Their next effort, “Deadline,” about an ex-convict who seeks revenge on a guard who abused him in prison, premiered in Montreal and won the audience prize at the Santa Monica Film Festival.

But the “Secret Hideout” duo hit a snag as they neared the end of production on a fifth film, “The Cubicle” in 2009, when one of the main actors in the movie had a heart attack during the last week of shooting. And the global economy crisis gained an ominous momentum that put their project on the shelf.

“Right when we were filming the movie was when the economy crashed. Everybody went into crisis mode,” McPhillips said.

That’s around the time Gil contacted Bakhash about working on the Furman Film Series. At first, when Bakhash broached the idea of he and McPhillips handling acquisitions for that seasonal film festival, McPhillips thought the idea was “crazy” but got excited about the opportunity after a few conversations with Gil.

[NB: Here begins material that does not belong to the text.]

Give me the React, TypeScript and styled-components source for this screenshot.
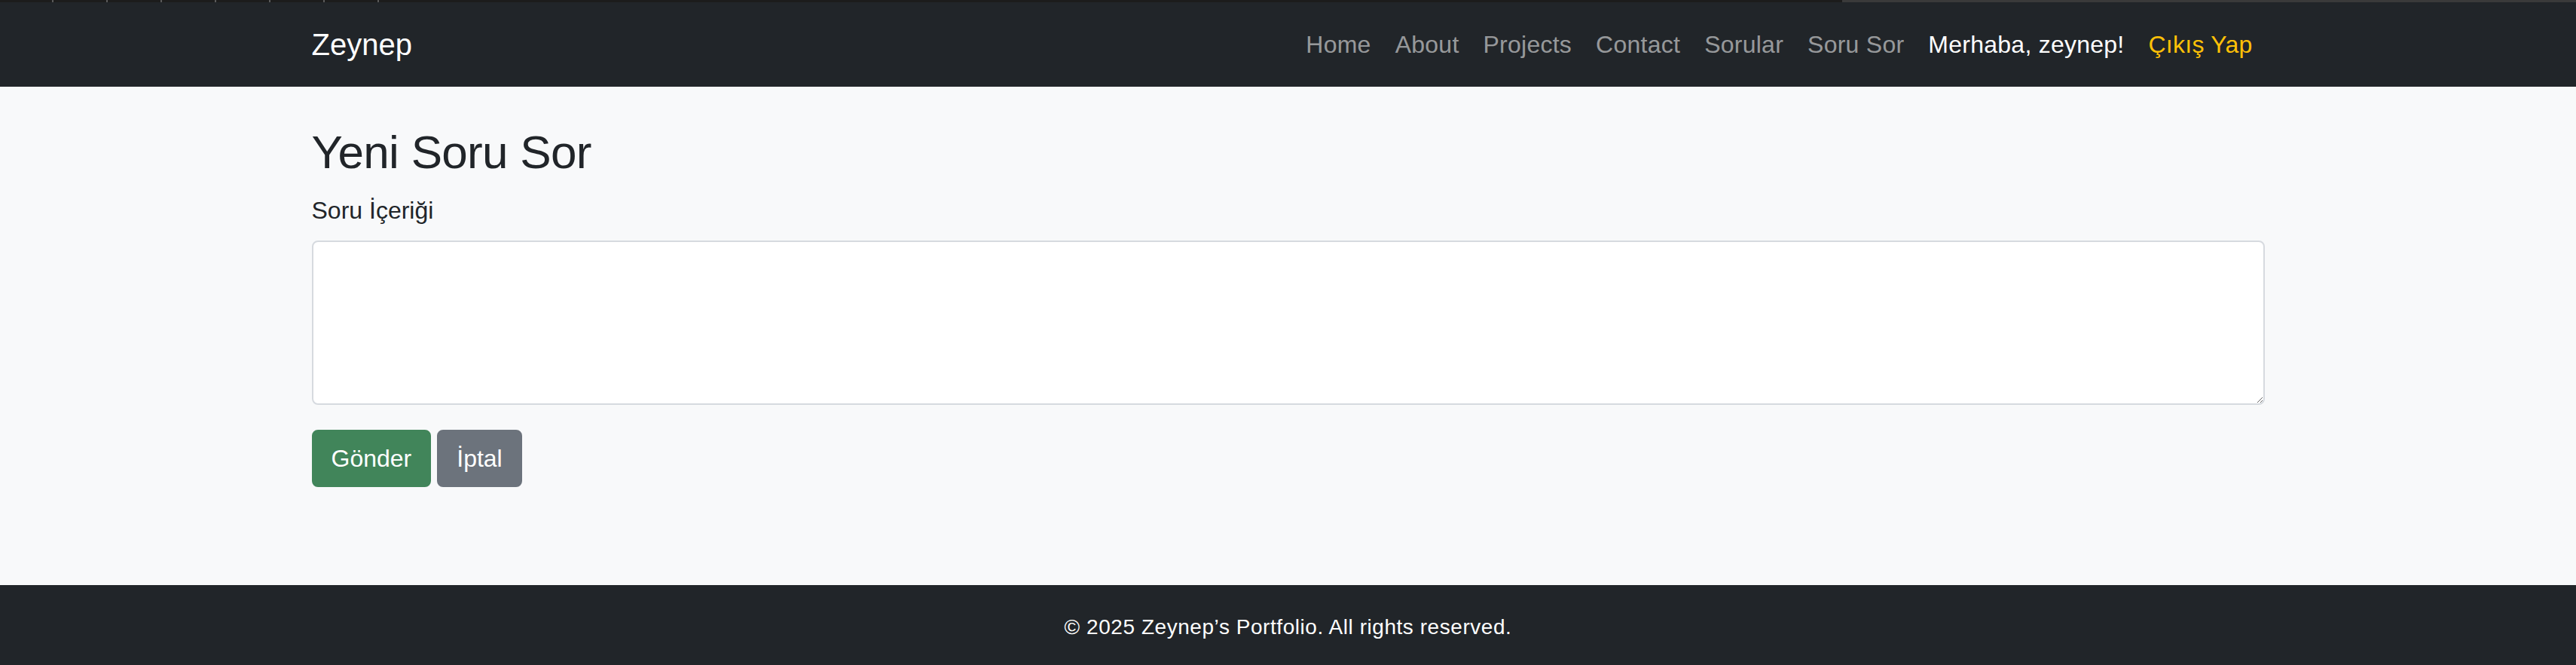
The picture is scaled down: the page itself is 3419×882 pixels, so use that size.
import React from "react";
import styled, { createGlobalStyle } from "styled-components";

const GlobalStyle = createGlobalStyle`
  html, body { margin: 0; padding: 0; }
  body {
    background: #f8f9fa;
    font-family: "Liberation Sans", Arial, sans-serif;
    color: #212529;
  }
  * { box-sizing: border-box; }
`;

const Page = styled.div`
  min-height: 100vh;
  display: flex;
  flex-direction: column;
`;

const TopStrip = styled.div`
  height: 3px;
  background:
    linear-gradient(to right, transparent 0, transparent 2445px, #3a3a3a 2445px),
    repeating-linear-gradient(to right, #1c1c1c 0, #1c1c1c 69px, #5a5a5a 69px, #5a5a5a 71px, #1c1c1c 71px, #1c1c1c 72px);
  background-size: 100% 100%, 504px 100%;
  background-repeat: no-repeat, no-repeat;
  background-color: #1c1c1c;
`;

const Navbar = styled.nav`
  background: #212529;
  padding: 16px 0;
`;

const Container = styled.div`
  width: 100%;
  max-width: 2640px;
  margin: 0 auto;
  padding: 0 24px;
`;

const NavInner = styled(Container)`
  display: flex;
  align-items: center;
`;

const Brand = styled.a`
  font-size: 40px;
  line-height: 60px;
  padding: 10px 0;
  margin-right: 32px;
  color: #fff;
  text-decoration: none;
`;

const NavList = styled.ul`
  display: flex;
  align-items: center;
  list-style: none;
  margin: 0 0 0 auto;
  padding: 0;
`;

const NavItem = styled.li<{ $tone?: "muted" | "light" | "warning" }>`
  font-size: 32px;
  line-height: 48px;
  letter-spacing: 0.25px;
  padding: 16px 16px;
  color: ${(p) =>
    p.$tone === "light" ? "#ffffff" : p.$tone === "warning" ? "#ffc107" : "rgba(255,255,255,0.55)"};
  white-space: nowrap;
`;

const Main = styled(Container)`
  margin-top: 50px;
`;

const Title = styled.h2`
  font-size: 62px;
  font-weight: 500;
  letter-spacing: -0.7px;
  line-height: 1.2;
  margin: 0 0 16px;
  color: #212529;
`;

const Label = styled.label`
  display: block;
  font-size: 32px;
  line-height: 48px;
  margin-bottom: 16px;
`;

const TextArea = styled.textarea`
  display: block;
  width: 100%;
  height: 218px;
  background: #fff;
  border: 2px solid #d6dadf;
  border-radius: 8px;
  padding: 12px 24px;
  font-size: 32px;
  line-height: 48px;
  font-family: inherit;
  outline: none;
`;

const Actions = styled.div`
  display: flex;
  gap: 8px;
  margin-top: 33px;
`;

const Button = styled.button<{ $variant: "success" | "secondary" }>`
  font-family: inherit;
  font-size: 32px;
  line-height: 48px;
  padding: 12px 24px;
  border: 2px solid ${(p) => (p.$variant === "success" ? "#41855a" : "#6c737c")};
  background: ${(p) => (p.$variant === "success" ? "#41855a" : "#6c737c")};
  color: #fff;
  border-radius: 8px;
  cursor: pointer;
`;

const Footer = styled.footer`
  margin-top: auto;
  background: #212529;
  color: #fff;
  text-align: center;
  padding: 35px 0 29px;
  font-size: 28px;
  letter-spacing: 0.55px;
  line-height: 42px;
`;

export default function App() {
  return (
    <>
      <GlobalStyle />
      <Page>
        <TopStrip />
        <Navbar>
          <NavInner>
            <Brand href="#">Zeynep</Brand>
            <NavList>
              <NavItem>Home</NavItem>
              <NavItem>About</NavItem>
              <NavItem>Projects</NavItem>
              <NavItem>Contact</NavItem>
              <NavItem>Sorular</NavItem>
              <NavItem>Soru Sor</NavItem>
              <NavItem $tone="light">Merhaba, zeynep!</NavItem>
              <NavItem $tone="warning">Çıkış Yap</NavItem>
            </NavList>
          </NavInner>
        </Navbar>
        <Main>
          <Title>Yeni Soru Sor</Title>
          <Label htmlFor="soru">Soru İçeriği</Label>
          <TextArea id="soru" />
          <Actions>
            <Button $variant="success">Gönder</Button>
            <Button $variant="secondary">İptal</Button>
          </Actions>
        </Main>
        <Footer>© 2025 Zeynep’s Portfolio. All rights reserved.</Footer>
      </Page>
    </>
  );
}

“Unequivocally in my opinion, Sean is one of those rare creatures who is immersed and dedicated, lives and breathes film,” said Gil. “He has fabulous taste and he is very critical, so his standards are very high. So he was an easy pick as someone who is the last word in terms of the films he picked.”

Bakhash and McPhillips started working on the Furman series with Gil, and it proved to be an invaluable prelude to his current role with the Gold Coast festival.

“Programming is very similar to acquisitions,” McPhillips said. “Naturally knowing what fits for the audience is just like a requirement for the job.”